=== CHALLENGE ===
From the listing below, work out how many lines contain "index". Reply with that number only.
++++++++++++++++++++
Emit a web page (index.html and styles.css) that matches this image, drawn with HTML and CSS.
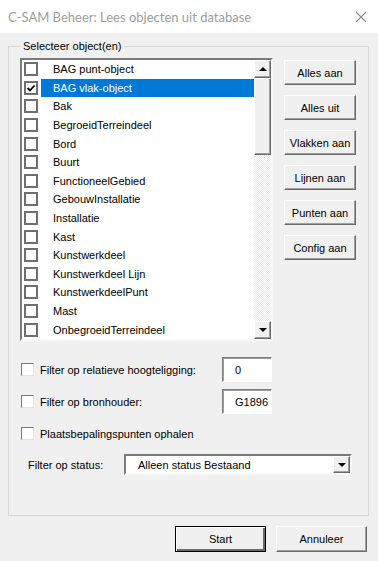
FILE: index.html
```html
<!DOCTYPE html>
<html lang="nl">
<head>
  <meta charset="UTF-8" />
  <meta name="viewport" content="width=device-width, initial-scale=1" />
  <title>C-SAM Beheer</title>
  <link rel="stylesheet" href="styles.css">
</head>
<body>
  <div class="window">
    <div class="titlebar">
      <span class="title">C-SAM Beheer: Lees objecten uit database</span>
      <svg class="close" width="12" height="12" viewBox="0 0 12 12"><path d="M1 1L11 11M11 1L1 11" stroke="#8a8a8a" stroke-width="1.1" fill="none"/></svg>
    </div>

    <div class="content">
      <fieldset class="group">
        <legend>Selecteer object(en)</legend>

        <div class="top">
          <div class="listbox">
            <ul class="items">
              <li><span class="box"></span><span class="name">BAG punt-object</span></li>
              <li class="selected"><span class="box checked"><svg width="10" height="10" viewBox="0 0 10 10"><path d="M1.5 5L4 7.5L8.5 2.5" stroke="#000" stroke-width="1.8" fill="none"/></svg></span><span class="name">BAG vlak-object</span></li>
              <li><span class="box"></span><span class="name">Bak</span></li>
              <li><span class="box"></span><span class="name">BegroeidTerreindeel</span></li>
              <li><span class="box"></span><span class="name">Bord</span></li>
              <li><span class="box"></span><span class="name">Buurt</span></li>
              <li><span class="box"></span><span class="name">FunctioneelGebied</span></li>
              <li><span class="box"></span><span class="name">GebouwInstallatie</span></li>
              <li><span class="box"></span><span class="name">Installatie</span></li>
              <li><span class="box"></span><span class="name">Kast</span></li>
              <li><span class="box"></span><span class="name">Kunstwerkdeel</span></li>
              <li><span class="box"></span><span class="name">Kunstwerkdeel Lijn</span></li>
              <li><span class="box"></span><span class="name">KunstwerkdeelPunt</span></li>
              <li><span class="box"></span><span class="name">Mast</span></li>
              <li><span class="box"></span><span class="name">OnbegroeidTerreindeel</span></li>
            </ul>
            <div class="scrollbar">
              <div class="arrow up"><span class="tri-up"></span></div>
              <div class="thumb"></div>
              <div class="track"></div>
              <div class="arrow down"><span class="tri-down"></span></div>
            </div>
          </div>

          <div class="side-buttons">
            <button class="btn">Alles aan</button>
            <button class="btn">Alles uit</button>
            <button class="btn">Vlakken aan</button>
            <button class="btn">Lijnen aan</button>
            <button class="btn">Punten aan</button>
            <button class="btn">Config aan</button>
          </div>
        </div>

        <div class="filter-row first">
          <span class="check"></span>
          <span class="label">Filter op relatieve hoogteligging:</span>
          <span class="textbox">0</span>
        </div>
        <div class="filter-row second">
          <span class="check"></span>
          <span class="label">Filter op bronhouder:</span>
          <span class="textbox">G1896</span>
        </div>
        <div class="filter-row third">
          <span class="check"></span>
          <span class="label">Plaatsbepalingspunten ophalen</span>
        </div>

        <div class="status-row">
          <span class="status-label">Filter op status:</span>
          <div class="combo">
            <span class="combo-text">Alleen status Bestaand</span>
            <span class="combo-btn"><span class="tri-down"></span></span>
          </div>
        </div>
      </fieldset>

      <div class="footer">
        <button class="btn wide default">Start</button>
        <button class="btn wide">Annuleer</button>
      </div>
    </div>
  </div>
</body>
</html>
```

FILE: styles.css
```css
* {
  box-sizing: border-box;
}
body {
  margin: 0;
  font-family: 'Liberation Sans', Arial, sans-serif;
  font-size: 11px;
  color: #000;
  background-color: #f0f0f0;
}
.window {
  width: 378px;
  height: 561px;
  display: flex;
  flex-direction: column;
  overflow: hidden;
}
.titlebar {
  height: 33px;
  background-color: #fff;
  display: flex;
  align-items: center;
  justify-content: space-between;
  padding: 0 11px 0 8px;
}
.title {
  font-family: Lato, sans-serif;
  font-size: 13px;
  color: #9d9d9d;
}
.content {
  flex: 1;
  background-color: #f0f0f0;
  padding: 6px 0 0 8px;
}
.group {
  margin: 0;
  width: 361px;
  height: 477px;
  border: 1px solid #d5d5d5;
  padding: 5px 0 0 11px;
}
.group legend {
  margin-left: 0;
  padding: 0 3px;
  line-height: 14px;
}
.top {
  display: flex;
  gap: 11px;
}
.listbox {
  width: 253px;
  height: 283px;
  display: flex;
  border: 2px solid;
  border-color: #7a7a7a #f8f8f8 #f8f8f8 #7a7a7a;
  background-color: #fff;
}
.items {
  list-style: none;
  margin: 0;
  padding: 0;
  flex: 1;
}
.items li {
  height: 18.6px;
  display: flex;
  align-items: center;
}
.box {
  width: 14px;
  height: 14px;
  margin-left: 2px;
  margin-right: 3px;
  border: 2px solid #6f6f6f;
  background-color: #fff;
  display: flex;
  align-items: center;
  justify-content: center;
}
.name {
  flex: 1;
  height: 100%;
  display: flex;
  align-items: center;
  padding-left: 12px;
  white-space: nowrap;
}
.selected .name {
  background-color: #0078d7;
  color: #fff;
}
.scrollbar {
  width: 17px;
  display: flex;
  flex-direction: column;
}
.arrow, .thumb {
  background-color: #f0f0f0;
  border: 1px solid;
  border-color: #fff #696969 #696969 #fff;
  box-shadow: inset -1px -1px #a0a0a0;
  display: flex;
  align-items: center;
  justify-content: center;
}
.arrow {
  height: 18px;
}
.thumb {
  height: 77px;
}
.track {
  flex: 1;
  background: repeating-conic-gradient(#ffffff 0 25%, #e9e9e9 0 50%) 0 0 / 2px 2px;
}
.tri-up {
  border-left: 4px solid transparent;
  border-right: 4px solid transparent;
  border-bottom: 4px solid #000;
}
.tri-down {
  border-left: 4px solid transparent;
  border-right: 4px solid transparent;
  border-top: 4px solid #000;
}
.side-buttons {
  display: flex;
  flex-direction: column;
  gap: 10px;
  padding-top: 2px;
}
.btn {
  width: 72px;
  height: 25px;
  padding: 0;
  font-family: inherit;
  font-size: 11px;
  color: #000;
  background-color: #f0f0f0;
  border: 1px solid;
  border-color: #fff #696969 #696969 #fff;
  box-shadow: inset -1px -1px #a0a0a0;
}
.btn.wide {
  width: 91px;
  height: 26px;
}
.btn.default {
  border-color: #000;
  box-shadow: inset 1px 1px #fff, inset -2px -2px #696969;
}
.filter-row {
  display: flex;
  align-items: center;
  height: 25px;
}
.filter-row.first {
  margin-top: 16px;
}
.filter-row.second {
  margin-top: 7px;
}
.filter-row.third {
  height: 13px;
  margin-top: 13px;
}
.check {
  width: 13px;
  height: 13px;
  margin-left: 1px;
  margin-right: 6px;
  background-color: #fff;
  border: 1px solid;
  border-color: #7a7a7a #e3e3e3 #e3e3e3 #7a7a7a;
}
.filter-row .label {
  width: 182px;
}
.textbox {
  width: 50px;
  height: 25px;
  background-color: #fff;
  border: 1px solid;
  border-color: #7a7a7a #fff #fff #7a7a7a;
  box-shadow: inset 1px 1px #a0a0a0;
  display: flex;
  align-items: center;
  padding-left: 12px;
}
.status-row {
  display: flex;
  align-items: center;
  margin-top: 14px;
  padding-left: 8px;
}
.status-label {
  width: 96px;
}
.combo {
  width: 228px;
  height: 21px;
  background-color: #fff;
  border: 2px solid;
  border-color: #7a7a7a #f8f8f8 #f8f8f8 #7a7a7a;
  display: flex;
  align-items: center;
  justify-content: space-between;
  padding-left: 12px;
}
.combo-btn {
  width: 17px;
  height: 17px;
  background-color: #f0f0f0;
  border: 1px solid;
  border-color: #fff #696969 #696969 #fff;
  box-shadow: inset -1px -1px #a0a0a0;
  display: flex;
  align-items: center;
  justify-content: center;
}
.footer {
  display: flex;
  justify-content: flex-end;
  gap: 10px;
  margin-top: 10px;
  padding-right: 11px;
}
```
++++++++++++++++++++
=== RESPONSE ===
2